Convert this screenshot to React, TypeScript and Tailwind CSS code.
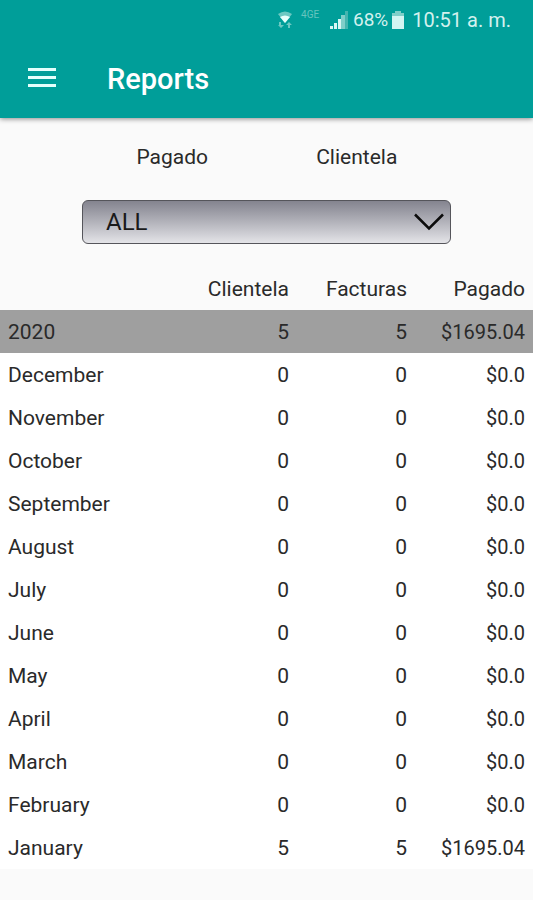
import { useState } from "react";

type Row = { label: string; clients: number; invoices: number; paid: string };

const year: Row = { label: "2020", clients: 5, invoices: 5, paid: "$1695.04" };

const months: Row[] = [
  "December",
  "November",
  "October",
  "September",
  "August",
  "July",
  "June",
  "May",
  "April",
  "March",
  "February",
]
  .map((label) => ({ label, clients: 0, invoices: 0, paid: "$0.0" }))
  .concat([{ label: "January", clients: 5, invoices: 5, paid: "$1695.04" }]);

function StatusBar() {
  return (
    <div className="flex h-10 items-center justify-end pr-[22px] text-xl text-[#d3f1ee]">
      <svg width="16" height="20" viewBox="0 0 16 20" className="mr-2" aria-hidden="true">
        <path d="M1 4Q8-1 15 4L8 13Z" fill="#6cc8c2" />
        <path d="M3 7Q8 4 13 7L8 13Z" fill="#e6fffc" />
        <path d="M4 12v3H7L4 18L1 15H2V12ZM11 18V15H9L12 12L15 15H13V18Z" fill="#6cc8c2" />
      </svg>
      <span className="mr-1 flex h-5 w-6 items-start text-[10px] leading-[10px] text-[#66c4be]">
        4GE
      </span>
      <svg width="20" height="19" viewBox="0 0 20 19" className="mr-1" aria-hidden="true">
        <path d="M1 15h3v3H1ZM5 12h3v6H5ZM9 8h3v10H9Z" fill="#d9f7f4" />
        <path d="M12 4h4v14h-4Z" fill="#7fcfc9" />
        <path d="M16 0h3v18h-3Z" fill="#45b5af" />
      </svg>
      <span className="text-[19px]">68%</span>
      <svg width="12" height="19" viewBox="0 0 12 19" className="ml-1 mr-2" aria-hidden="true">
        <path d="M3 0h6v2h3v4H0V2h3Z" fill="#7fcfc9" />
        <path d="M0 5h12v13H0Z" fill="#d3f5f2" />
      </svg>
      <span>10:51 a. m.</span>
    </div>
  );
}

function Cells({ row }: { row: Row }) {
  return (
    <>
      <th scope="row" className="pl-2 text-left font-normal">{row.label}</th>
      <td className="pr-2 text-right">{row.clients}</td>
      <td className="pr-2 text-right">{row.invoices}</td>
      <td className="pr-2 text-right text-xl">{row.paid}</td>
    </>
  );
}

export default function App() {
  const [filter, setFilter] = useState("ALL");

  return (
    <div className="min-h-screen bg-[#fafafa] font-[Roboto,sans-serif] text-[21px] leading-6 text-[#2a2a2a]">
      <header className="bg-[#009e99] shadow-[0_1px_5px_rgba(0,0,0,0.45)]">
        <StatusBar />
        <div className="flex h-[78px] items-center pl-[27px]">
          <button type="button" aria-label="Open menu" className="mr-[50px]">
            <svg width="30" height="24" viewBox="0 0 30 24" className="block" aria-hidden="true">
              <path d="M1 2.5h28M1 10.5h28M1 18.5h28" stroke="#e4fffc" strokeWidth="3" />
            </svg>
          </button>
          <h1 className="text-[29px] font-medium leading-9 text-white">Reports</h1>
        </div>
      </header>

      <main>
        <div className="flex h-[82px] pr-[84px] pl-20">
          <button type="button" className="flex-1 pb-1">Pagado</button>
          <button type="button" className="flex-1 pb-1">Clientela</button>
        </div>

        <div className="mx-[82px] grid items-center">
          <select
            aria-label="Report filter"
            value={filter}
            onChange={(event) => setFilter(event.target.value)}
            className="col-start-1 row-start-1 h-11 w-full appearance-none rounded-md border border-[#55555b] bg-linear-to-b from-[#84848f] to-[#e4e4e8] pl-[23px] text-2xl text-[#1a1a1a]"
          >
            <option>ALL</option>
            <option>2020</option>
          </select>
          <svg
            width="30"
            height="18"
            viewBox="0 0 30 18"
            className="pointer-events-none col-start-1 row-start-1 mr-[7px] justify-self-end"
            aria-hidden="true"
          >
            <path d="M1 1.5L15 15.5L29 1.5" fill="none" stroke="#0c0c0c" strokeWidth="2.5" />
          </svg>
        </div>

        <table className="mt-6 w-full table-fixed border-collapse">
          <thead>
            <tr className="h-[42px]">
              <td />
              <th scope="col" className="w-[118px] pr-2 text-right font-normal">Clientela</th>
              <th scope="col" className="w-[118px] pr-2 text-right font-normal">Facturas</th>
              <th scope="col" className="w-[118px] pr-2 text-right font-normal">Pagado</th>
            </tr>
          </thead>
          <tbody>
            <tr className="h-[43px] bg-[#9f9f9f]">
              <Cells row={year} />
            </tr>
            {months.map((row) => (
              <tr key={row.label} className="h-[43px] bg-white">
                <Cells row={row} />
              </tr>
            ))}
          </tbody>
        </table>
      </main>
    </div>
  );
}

- - - -

# TASK DESCRIPTION:
Transcribe the full listing above exactly as it stands, minus the pictures.

# EXERCISE ANSWER:
Convert this screenshot to React, TypeScript and Tailwind CSS code.
import { useState } from "react";

type Row = { label: string; clients: number; invoices: number; paid: string };

const year: Row = { label: "2020", clients: 5, invoices: 5, paid: "$1695.04" };

const months: Row[] = [
  "December",
  "November",
  "October",
  "September",
  "August",
  "July",
  "June",
  "May",
  "April",
  "March",
  "February",
]
  .map((label) => ({ label, clients: 0, invoices: 0, paid: "$0.0" }))
  .concat([{ label: "January", clients: 5, invoices: 5, paid: "$1695.04" }]);

function StatusBar() {
  return (
    <div className="flex h-10 items-center justify-end pr-[22px] text-xl text-[#d3f1ee]">
      <svg width="16" height="20" viewBox="0 0 16 20" className="mr-2" aria-hidden="true">
        <path d="M1 4Q8-1 15 4L8 13Z" fill="#6cc8c2" />
        <path d="M3 7Q8 4 13 7L8 13Z" fill="#e6fffc" />
        <path d="M4 12v3H7L4 18L1 15H2V12ZM11 18V15H9L12 12L15 15H13V18Z" fill="#6cc8c2" />
      </svg>
      <span className="mr-1 flex h-5 w-6 items-start text-[10px] leading-[10px] text-[#66c4be]">
        4GE
      </span>
      <svg width="20" height="19" viewBox="0 0 20 19" className="mr-1" aria-hidden="true">
        <path d="M1 15h3v3H1ZM5 12h3v6H5ZM9 8h3v10H9Z" fill="#d9f7f4" />
        <path d="M12 4h4v14h-4Z" fill="#7fcfc9" />
        <path d="M16 0h3v18h-3Z" fill="#45b5af" />
      </svg>
      <span className="text-[19px]">68%</span>
      <svg width="12" height="19" viewBox="0 0 12 19" className="ml-1 mr-2" aria-hidden="true">
        <path d="M3 0h6v2h3v4H0V2h3Z" fill="#7fcfc9" />
        <path d="M0 5h12v13H0Z" fill="#d3f5f2" />
      </svg>
      <span>10:51 a. m.</span>
    </div>
  );
}

function Cells({ row }: { row: Row }) {
  return (
    <>
      <th scope="row" className="pl-2 text-left font-normal">{row.label}</th>
      <td className="pr-2 text-right">{row.clients}</td>
      <td className="pr-2 text-right">{row.invoices}</td>
      <td className="pr-2 text-right text-xl">{row.paid}</td>
    </>
  );
}

export default function App() {
  const [filter, setFilter] = useState("ALL");

  return (
    <div className="min-h-screen bg-[#fafafa] font-[Roboto,sans-serif] text-[21px] leading-6 text-[#2a2a2a]">
      <header className="bg-[#009e99] shadow-[0_1px_5px_rgba(0,0,0,0.45)]">
        <StatusBar />
        <div className="flex h-[78px] items-center pl-[27px]">
          <button type="button" aria-label="Open menu" className="mr-[50px]">
            <svg width="30" height="24" viewBox="0 0 30 24" className="block" aria-hidden="true">
              <path d="M1 2.5h28M1 10.5h28M1 18.5h28" stroke="#e4fffc" strokeWidth="3" />
            </svg>
          </button>
          <h1 className="text-[29px] font-medium leading-9 text-white">Reports</h1>
        </div>
      </header>

      <main>
        <div className="flex h-[82px] pr-[84px] pl-20">
          <button type="button" className="flex-1 pb-1">Pagado</button>
          <button type="button" className="flex-1 pb-1">Clientela</button>
        </div>

        <div className="mx-[82px] grid items-center">
          <select
            aria-label="Report filter"
            value={filter}
            onChange={(event) => setFilter(event.target.value)}
            className="col-start-1 row-start-1 h-11 w-full appearance-none rounded-md border border-[#55555b] bg-linear-to-b from-[#84848f] to-[#e4e4e8] pl-[23px] text-2xl text-[#1a1a1a]"
          >
            <option>ALL</option>
            <option>2020</option>
          </select>
          <svg
            width="30"
            height="18"
            viewBox="0 0 30 18"
            className="pointer-events-none col-start-1 row-start-1 mr-[7px] justify-self-end"
            aria-hidden="true"
          >
            <path d="M1 1.5L15 15.5L29 1.5" fill="none" stroke="#0c0c0c" strokeWidth="2.5" />
          </svg>
        </div>

        <table className="mt-6 w-full table-fixed border-collapse">
          <thead>
            <tr className="h-[42px]">
              <td />
              <th scope="col" className="w-[118px] pr-2 text-right font-normal">Clientela</th>
              <th scope="col" className="w-[118px] pr-2 text-right font-normal">Facturas</th>
              <th scope="col" className="w-[118px] pr-2 text-right font-normal">Pagado</th>
            </tr>
          </thead>
          <tbody>
            <tr className="h-[43px] bg-[#9f9f9f]">
              <Cells row={year} />
            </tr>
            {months.map((row) => (
              <tr key={row.label} className="h-[43px] bg-white">
                <Cells row={row} />
              </tr>
            ))}
          </tbody>
        </table>
      </main>
    </div>
  );
}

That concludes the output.